■ Extracted entries
^^^^^^^^
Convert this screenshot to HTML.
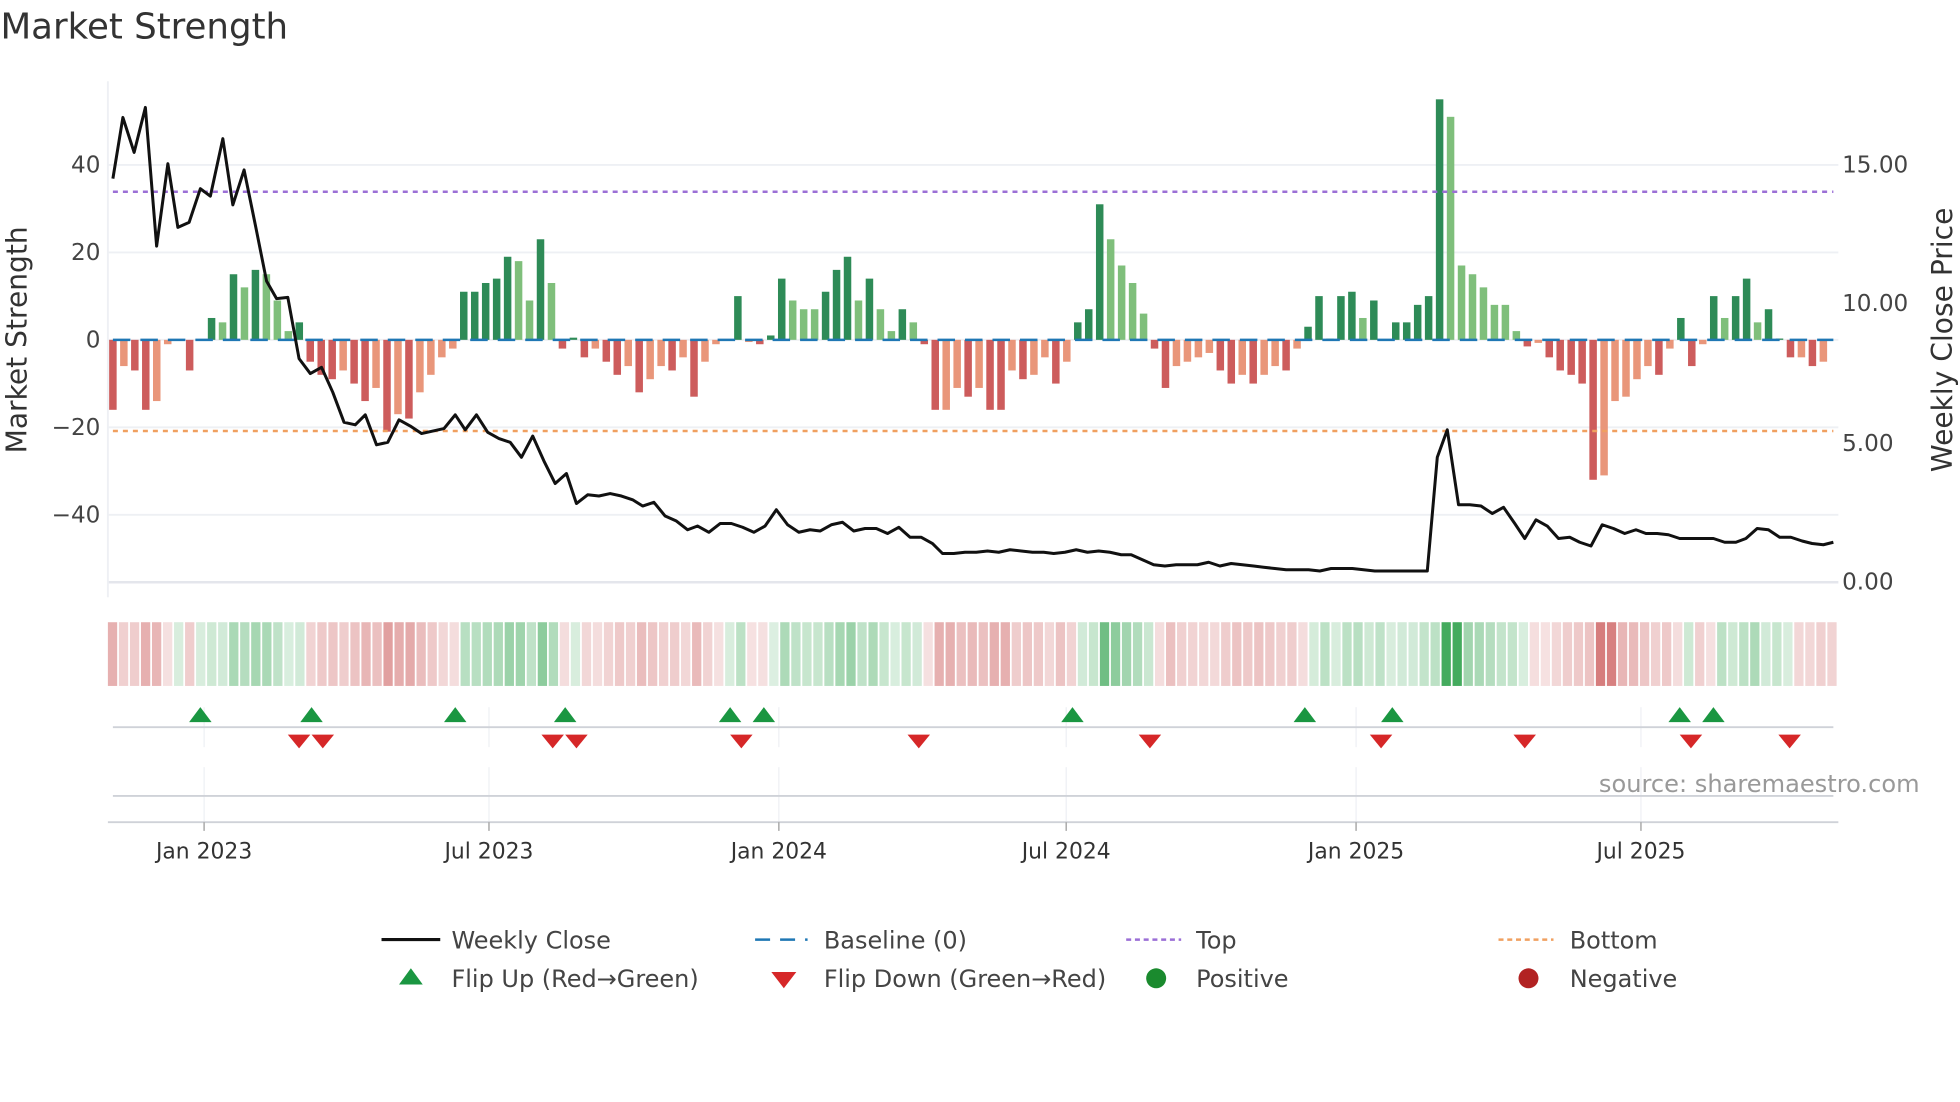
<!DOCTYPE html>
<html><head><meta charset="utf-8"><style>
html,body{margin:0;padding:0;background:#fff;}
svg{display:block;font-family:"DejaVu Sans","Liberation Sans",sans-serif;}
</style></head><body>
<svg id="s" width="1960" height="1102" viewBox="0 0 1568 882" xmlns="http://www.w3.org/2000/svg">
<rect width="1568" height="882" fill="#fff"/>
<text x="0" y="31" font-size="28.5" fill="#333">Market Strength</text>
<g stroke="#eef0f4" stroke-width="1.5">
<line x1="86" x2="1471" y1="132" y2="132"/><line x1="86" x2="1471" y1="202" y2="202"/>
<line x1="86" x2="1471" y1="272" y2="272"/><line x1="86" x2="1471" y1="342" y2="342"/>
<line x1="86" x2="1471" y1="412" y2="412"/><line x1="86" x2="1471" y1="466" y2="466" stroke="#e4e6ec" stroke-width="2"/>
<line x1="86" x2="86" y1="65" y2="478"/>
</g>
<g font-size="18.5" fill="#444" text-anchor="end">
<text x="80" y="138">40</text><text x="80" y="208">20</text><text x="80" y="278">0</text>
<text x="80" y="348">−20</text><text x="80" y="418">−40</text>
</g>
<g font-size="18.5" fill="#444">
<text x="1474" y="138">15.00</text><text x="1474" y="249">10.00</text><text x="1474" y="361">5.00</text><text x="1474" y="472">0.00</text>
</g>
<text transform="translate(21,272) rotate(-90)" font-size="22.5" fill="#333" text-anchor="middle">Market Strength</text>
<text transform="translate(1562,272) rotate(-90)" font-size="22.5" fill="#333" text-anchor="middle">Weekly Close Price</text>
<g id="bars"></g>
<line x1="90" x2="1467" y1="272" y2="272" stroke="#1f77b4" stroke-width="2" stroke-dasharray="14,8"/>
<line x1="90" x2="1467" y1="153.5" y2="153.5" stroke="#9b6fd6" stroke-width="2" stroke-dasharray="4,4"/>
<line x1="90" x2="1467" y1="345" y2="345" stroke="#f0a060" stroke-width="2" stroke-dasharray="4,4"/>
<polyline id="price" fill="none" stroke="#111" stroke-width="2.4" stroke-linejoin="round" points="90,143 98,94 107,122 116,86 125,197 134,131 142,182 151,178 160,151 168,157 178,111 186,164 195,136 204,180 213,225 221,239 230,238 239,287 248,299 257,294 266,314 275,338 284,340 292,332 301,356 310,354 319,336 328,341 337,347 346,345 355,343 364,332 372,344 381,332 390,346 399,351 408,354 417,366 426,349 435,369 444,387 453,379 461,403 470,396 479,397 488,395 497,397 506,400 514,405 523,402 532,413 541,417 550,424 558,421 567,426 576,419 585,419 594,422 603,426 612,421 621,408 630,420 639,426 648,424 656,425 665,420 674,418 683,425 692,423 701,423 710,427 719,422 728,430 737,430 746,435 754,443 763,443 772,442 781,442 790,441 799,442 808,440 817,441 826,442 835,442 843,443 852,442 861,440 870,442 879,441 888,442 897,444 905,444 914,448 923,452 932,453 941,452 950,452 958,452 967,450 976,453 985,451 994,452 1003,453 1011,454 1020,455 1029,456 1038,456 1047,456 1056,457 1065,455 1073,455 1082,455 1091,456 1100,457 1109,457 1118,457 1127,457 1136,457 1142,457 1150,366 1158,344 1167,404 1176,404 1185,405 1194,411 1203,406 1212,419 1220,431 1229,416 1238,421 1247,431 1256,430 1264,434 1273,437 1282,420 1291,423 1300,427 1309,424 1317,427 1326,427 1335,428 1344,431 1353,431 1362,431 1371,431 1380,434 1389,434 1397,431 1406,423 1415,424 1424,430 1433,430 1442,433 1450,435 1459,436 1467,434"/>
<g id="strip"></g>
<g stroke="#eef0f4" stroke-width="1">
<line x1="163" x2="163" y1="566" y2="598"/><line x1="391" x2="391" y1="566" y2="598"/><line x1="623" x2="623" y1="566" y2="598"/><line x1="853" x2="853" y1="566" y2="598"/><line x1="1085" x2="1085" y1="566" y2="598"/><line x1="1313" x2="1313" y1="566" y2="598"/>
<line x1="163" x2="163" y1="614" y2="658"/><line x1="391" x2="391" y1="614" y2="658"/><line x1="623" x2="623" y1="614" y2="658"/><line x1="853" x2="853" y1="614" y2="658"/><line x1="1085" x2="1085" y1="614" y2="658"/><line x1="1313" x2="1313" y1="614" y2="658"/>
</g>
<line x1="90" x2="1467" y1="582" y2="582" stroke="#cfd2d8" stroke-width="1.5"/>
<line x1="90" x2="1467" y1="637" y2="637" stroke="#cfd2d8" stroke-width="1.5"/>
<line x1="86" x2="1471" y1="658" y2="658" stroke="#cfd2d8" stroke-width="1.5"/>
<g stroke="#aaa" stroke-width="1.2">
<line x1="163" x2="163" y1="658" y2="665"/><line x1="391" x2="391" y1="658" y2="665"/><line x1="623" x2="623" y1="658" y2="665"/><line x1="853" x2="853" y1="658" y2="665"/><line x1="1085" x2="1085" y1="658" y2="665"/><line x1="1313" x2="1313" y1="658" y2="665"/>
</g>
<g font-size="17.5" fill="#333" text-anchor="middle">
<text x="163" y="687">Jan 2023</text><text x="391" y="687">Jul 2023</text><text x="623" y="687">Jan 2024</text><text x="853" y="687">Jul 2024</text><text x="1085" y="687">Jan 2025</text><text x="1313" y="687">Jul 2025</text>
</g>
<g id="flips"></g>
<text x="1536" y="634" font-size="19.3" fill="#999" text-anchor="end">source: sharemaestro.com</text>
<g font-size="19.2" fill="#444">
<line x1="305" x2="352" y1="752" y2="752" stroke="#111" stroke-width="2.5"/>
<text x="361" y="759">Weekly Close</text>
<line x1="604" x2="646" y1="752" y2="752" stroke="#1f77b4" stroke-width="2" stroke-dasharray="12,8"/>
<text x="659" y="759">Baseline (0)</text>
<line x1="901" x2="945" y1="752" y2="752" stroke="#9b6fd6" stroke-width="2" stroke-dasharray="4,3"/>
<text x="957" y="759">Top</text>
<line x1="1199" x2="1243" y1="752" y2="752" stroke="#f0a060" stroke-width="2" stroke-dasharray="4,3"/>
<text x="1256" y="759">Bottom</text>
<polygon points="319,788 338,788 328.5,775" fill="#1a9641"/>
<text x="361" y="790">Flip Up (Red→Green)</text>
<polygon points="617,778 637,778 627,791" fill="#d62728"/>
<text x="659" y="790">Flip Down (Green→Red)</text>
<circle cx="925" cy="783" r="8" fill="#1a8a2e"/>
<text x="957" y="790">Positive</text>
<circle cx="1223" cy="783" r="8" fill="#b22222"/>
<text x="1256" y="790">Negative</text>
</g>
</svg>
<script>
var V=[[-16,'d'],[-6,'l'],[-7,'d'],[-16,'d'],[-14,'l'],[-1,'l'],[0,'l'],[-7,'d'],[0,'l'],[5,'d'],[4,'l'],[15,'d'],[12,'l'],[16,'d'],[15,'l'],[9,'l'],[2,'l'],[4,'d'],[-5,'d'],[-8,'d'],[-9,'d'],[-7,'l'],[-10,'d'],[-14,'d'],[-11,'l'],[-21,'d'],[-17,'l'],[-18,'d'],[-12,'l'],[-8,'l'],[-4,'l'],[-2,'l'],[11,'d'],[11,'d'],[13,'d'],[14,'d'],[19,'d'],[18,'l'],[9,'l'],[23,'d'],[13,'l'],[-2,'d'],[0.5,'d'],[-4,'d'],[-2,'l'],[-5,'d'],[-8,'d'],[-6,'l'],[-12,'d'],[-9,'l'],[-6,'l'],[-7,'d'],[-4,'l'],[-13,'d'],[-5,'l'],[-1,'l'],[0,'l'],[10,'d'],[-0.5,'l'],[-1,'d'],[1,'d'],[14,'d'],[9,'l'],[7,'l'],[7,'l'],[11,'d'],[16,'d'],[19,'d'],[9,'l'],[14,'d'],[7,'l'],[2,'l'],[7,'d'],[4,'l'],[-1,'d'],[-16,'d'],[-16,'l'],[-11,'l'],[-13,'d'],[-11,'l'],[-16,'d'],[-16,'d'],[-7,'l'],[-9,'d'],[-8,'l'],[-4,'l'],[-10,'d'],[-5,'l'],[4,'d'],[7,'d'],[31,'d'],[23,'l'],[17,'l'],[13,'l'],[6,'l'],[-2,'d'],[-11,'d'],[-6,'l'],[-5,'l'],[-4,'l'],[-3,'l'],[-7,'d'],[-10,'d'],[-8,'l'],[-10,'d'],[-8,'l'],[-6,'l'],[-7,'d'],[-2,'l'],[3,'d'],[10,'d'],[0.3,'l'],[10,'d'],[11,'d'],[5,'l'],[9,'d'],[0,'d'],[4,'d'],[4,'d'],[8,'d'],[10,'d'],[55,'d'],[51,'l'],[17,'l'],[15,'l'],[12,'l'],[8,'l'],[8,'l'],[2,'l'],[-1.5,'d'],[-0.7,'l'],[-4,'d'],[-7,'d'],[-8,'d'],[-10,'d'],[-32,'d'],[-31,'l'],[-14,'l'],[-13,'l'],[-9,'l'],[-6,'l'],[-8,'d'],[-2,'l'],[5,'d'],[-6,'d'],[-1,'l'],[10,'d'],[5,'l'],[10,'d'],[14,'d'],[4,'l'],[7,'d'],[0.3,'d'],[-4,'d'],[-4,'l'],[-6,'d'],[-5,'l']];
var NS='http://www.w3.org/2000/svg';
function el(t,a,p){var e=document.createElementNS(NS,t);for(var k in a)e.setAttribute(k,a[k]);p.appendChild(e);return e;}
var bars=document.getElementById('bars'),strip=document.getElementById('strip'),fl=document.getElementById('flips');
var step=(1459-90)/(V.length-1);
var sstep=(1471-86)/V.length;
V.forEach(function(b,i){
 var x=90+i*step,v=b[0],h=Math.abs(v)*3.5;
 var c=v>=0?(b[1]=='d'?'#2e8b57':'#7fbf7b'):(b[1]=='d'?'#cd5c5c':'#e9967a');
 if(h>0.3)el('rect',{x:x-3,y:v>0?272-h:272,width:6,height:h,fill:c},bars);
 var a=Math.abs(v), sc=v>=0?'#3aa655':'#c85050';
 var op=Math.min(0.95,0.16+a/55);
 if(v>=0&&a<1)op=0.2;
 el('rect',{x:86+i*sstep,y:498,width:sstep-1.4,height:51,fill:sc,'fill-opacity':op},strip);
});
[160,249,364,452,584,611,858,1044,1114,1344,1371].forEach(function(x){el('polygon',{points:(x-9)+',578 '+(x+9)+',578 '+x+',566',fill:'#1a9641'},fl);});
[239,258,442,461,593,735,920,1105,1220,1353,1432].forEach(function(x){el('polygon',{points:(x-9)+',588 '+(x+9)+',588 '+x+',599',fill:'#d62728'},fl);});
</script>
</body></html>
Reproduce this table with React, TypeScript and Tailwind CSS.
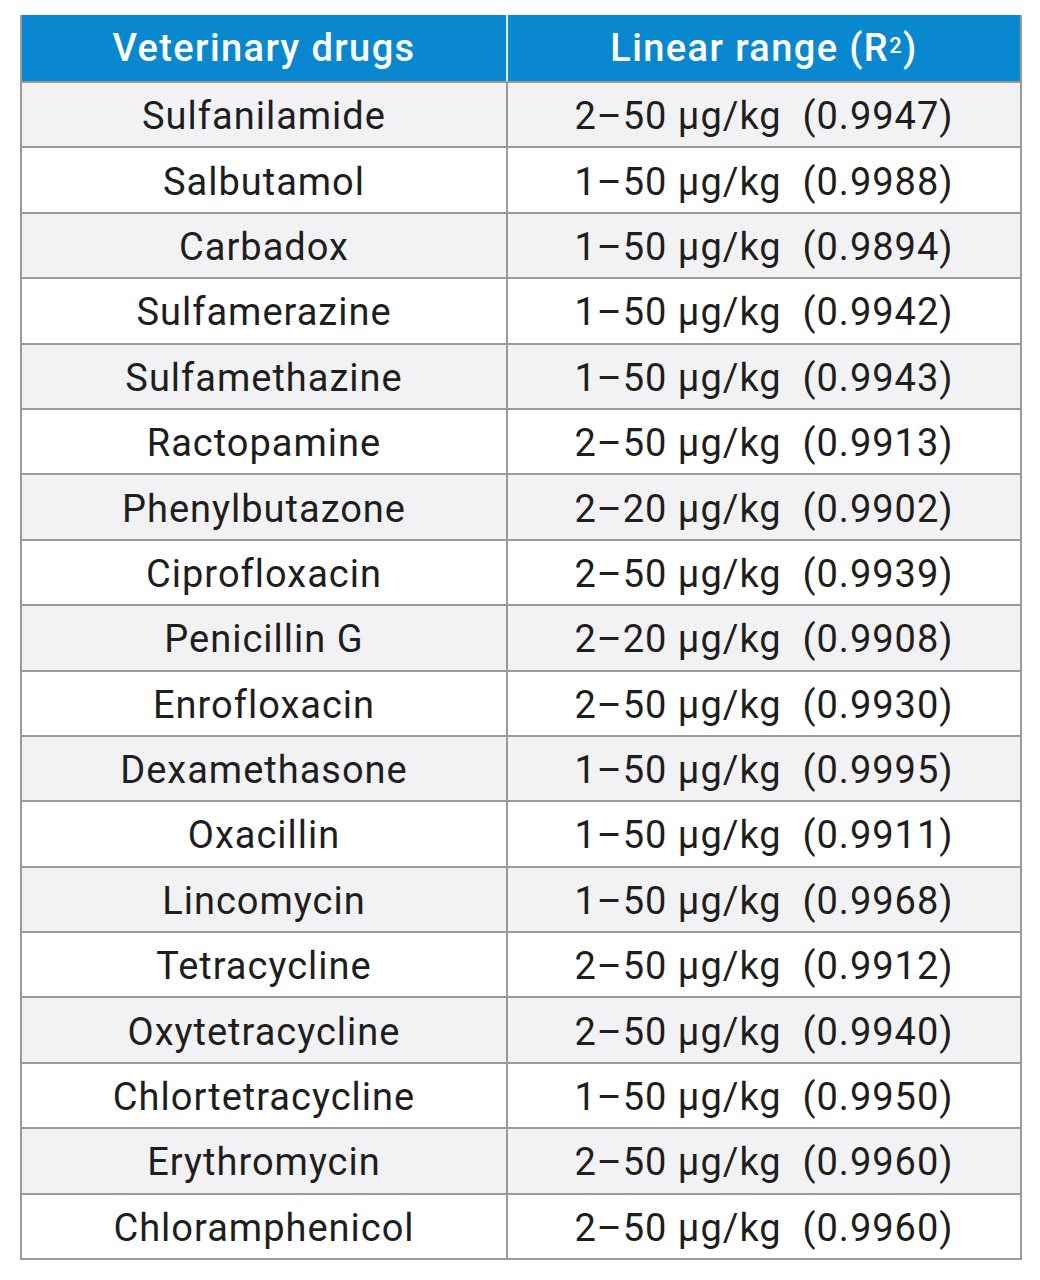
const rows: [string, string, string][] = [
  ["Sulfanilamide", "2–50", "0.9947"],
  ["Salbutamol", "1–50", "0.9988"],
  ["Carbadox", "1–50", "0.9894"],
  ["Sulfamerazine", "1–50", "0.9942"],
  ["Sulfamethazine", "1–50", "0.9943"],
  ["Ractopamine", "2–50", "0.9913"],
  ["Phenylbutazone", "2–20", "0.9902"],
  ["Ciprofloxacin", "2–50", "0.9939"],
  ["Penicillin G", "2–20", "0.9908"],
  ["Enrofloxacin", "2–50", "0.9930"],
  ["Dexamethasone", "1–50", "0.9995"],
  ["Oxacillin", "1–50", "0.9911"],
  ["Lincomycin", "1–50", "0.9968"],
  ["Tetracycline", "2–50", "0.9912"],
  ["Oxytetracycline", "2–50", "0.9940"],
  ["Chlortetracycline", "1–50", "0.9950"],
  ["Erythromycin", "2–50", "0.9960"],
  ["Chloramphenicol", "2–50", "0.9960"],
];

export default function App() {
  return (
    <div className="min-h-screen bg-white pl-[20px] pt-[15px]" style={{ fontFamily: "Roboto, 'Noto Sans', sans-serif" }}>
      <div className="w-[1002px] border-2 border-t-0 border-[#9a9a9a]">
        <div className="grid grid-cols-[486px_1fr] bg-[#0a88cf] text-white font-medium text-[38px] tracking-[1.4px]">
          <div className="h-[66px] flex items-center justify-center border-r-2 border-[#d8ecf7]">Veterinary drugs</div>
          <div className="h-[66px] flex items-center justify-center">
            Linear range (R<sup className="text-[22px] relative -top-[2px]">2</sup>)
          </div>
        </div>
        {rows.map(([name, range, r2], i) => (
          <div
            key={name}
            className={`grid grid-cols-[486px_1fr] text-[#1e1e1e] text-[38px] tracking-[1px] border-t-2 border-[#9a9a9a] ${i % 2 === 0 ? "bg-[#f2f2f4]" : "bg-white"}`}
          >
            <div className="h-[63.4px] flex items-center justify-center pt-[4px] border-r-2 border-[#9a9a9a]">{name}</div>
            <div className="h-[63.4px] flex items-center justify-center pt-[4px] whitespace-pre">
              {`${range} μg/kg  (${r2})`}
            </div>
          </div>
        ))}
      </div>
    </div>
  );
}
^^^^^^^^
Collect every line with the string "this" from the records, and copy each.

■ Answer
Convert this screenshot to HTML.
Reproduce this table with React, TypeScript and Tailwind CSS.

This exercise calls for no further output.